— Start —
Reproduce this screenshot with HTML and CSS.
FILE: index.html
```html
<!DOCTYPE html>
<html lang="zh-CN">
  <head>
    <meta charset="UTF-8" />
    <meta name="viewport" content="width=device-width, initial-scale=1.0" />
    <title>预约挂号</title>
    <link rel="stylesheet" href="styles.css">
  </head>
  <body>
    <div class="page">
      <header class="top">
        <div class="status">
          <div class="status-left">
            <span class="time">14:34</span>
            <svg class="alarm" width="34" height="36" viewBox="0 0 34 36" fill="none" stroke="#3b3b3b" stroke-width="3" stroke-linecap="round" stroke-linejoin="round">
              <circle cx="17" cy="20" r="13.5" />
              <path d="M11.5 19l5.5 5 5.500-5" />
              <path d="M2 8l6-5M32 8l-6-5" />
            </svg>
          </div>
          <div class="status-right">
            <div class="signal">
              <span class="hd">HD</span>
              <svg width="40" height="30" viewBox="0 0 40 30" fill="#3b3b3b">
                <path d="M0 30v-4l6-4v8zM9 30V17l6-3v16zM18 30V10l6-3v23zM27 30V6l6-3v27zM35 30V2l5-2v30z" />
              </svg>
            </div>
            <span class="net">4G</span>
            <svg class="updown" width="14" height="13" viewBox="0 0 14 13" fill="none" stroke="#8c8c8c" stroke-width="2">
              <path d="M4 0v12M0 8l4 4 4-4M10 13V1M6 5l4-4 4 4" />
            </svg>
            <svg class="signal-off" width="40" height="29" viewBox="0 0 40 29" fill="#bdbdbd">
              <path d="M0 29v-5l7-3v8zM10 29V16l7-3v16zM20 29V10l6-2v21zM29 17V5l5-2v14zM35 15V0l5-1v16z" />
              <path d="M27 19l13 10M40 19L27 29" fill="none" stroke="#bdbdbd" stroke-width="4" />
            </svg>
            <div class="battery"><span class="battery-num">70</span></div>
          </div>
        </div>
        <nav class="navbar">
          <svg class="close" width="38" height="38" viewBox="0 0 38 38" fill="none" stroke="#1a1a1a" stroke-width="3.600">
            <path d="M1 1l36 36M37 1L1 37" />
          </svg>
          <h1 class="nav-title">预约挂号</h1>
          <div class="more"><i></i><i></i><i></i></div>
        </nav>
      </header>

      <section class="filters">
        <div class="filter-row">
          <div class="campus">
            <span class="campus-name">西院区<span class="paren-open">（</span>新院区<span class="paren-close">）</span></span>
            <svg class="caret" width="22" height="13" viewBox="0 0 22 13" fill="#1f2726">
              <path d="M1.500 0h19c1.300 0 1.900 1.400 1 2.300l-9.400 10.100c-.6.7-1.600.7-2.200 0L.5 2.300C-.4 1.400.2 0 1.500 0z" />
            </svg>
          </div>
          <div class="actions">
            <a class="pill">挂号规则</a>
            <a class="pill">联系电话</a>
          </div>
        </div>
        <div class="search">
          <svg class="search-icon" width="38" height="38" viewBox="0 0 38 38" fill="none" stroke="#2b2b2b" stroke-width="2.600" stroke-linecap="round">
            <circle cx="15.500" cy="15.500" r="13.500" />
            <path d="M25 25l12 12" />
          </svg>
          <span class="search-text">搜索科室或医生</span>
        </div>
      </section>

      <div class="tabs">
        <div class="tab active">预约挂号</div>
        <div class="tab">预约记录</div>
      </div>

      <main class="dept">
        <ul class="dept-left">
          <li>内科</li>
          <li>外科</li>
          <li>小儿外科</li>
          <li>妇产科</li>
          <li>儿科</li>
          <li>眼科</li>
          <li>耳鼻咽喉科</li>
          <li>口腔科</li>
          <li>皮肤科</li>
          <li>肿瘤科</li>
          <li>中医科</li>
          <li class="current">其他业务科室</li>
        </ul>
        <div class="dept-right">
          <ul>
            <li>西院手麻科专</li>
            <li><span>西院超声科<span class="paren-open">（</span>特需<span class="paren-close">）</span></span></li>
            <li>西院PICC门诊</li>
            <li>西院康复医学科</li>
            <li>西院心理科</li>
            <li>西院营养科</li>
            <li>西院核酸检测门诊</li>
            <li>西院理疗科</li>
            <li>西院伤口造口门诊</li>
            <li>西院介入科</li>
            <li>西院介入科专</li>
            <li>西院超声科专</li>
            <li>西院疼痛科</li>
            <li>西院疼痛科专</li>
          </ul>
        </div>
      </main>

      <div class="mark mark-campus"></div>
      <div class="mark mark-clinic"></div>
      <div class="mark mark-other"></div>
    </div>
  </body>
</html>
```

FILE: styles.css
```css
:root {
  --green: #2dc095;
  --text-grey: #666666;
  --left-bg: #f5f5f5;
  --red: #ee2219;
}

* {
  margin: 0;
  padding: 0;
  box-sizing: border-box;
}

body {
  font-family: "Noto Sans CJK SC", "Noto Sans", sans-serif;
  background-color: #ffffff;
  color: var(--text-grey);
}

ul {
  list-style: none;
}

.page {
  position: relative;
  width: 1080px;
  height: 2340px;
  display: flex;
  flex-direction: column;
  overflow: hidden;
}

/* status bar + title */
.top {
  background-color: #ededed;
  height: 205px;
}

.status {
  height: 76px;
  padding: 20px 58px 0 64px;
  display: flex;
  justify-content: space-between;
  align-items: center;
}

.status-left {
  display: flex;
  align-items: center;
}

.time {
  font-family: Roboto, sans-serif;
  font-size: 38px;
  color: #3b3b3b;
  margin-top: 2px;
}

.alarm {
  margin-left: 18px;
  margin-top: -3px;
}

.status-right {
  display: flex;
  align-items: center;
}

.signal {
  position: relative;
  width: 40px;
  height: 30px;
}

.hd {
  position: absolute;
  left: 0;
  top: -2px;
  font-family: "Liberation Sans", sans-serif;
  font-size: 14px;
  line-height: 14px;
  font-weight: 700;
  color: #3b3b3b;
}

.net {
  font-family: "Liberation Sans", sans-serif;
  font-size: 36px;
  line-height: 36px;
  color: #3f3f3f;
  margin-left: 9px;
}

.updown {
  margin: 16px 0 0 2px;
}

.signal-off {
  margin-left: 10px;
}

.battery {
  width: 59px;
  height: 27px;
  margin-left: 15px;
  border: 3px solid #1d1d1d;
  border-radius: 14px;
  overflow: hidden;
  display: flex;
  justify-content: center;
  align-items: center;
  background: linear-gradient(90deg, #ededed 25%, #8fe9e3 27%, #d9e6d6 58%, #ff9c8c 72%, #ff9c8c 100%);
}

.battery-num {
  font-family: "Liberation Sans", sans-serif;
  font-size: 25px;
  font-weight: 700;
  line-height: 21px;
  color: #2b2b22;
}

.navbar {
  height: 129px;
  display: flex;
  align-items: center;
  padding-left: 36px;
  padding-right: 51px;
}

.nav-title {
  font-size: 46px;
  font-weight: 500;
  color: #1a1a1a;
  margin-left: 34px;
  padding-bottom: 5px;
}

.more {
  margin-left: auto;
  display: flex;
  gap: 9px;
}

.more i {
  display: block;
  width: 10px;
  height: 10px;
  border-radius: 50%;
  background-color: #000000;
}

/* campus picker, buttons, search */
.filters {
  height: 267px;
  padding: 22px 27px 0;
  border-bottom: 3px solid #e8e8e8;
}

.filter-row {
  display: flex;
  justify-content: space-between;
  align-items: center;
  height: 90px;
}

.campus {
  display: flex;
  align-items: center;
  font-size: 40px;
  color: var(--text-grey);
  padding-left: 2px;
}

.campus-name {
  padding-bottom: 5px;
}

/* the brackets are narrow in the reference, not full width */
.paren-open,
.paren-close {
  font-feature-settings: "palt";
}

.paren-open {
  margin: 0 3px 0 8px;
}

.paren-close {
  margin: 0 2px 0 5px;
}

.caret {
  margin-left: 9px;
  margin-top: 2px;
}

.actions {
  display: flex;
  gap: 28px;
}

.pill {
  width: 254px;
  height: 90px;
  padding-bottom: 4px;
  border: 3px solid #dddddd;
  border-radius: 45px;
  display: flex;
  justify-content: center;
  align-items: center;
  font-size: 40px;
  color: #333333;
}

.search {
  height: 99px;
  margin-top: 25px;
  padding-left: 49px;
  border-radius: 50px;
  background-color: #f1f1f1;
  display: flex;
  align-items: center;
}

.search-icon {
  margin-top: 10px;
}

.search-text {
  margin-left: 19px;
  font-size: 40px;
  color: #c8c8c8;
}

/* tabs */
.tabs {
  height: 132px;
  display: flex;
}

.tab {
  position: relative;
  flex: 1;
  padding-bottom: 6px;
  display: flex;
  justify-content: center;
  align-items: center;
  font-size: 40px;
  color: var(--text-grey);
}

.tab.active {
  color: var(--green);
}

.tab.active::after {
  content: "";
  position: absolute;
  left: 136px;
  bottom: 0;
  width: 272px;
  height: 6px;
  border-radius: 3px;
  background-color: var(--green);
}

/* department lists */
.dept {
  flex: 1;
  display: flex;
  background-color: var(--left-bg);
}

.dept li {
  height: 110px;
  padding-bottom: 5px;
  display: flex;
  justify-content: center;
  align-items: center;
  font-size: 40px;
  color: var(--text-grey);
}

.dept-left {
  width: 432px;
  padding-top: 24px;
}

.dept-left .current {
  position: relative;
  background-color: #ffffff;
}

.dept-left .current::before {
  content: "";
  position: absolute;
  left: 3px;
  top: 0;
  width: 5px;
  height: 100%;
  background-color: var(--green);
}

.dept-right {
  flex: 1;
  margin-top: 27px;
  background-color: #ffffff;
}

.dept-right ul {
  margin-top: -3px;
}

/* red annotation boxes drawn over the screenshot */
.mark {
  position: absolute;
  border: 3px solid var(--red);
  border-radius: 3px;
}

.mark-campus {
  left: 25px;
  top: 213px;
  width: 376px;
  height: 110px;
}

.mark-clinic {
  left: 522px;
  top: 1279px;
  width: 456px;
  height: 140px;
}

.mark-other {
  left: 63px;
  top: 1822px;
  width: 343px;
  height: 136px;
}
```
— End —
Written exercise: Pull out every line above that holds the word "screenshot".

Written solution:
Reproduce this screenshot with HTML and CSS.
/* red annotation boxes drawn over the screenshot */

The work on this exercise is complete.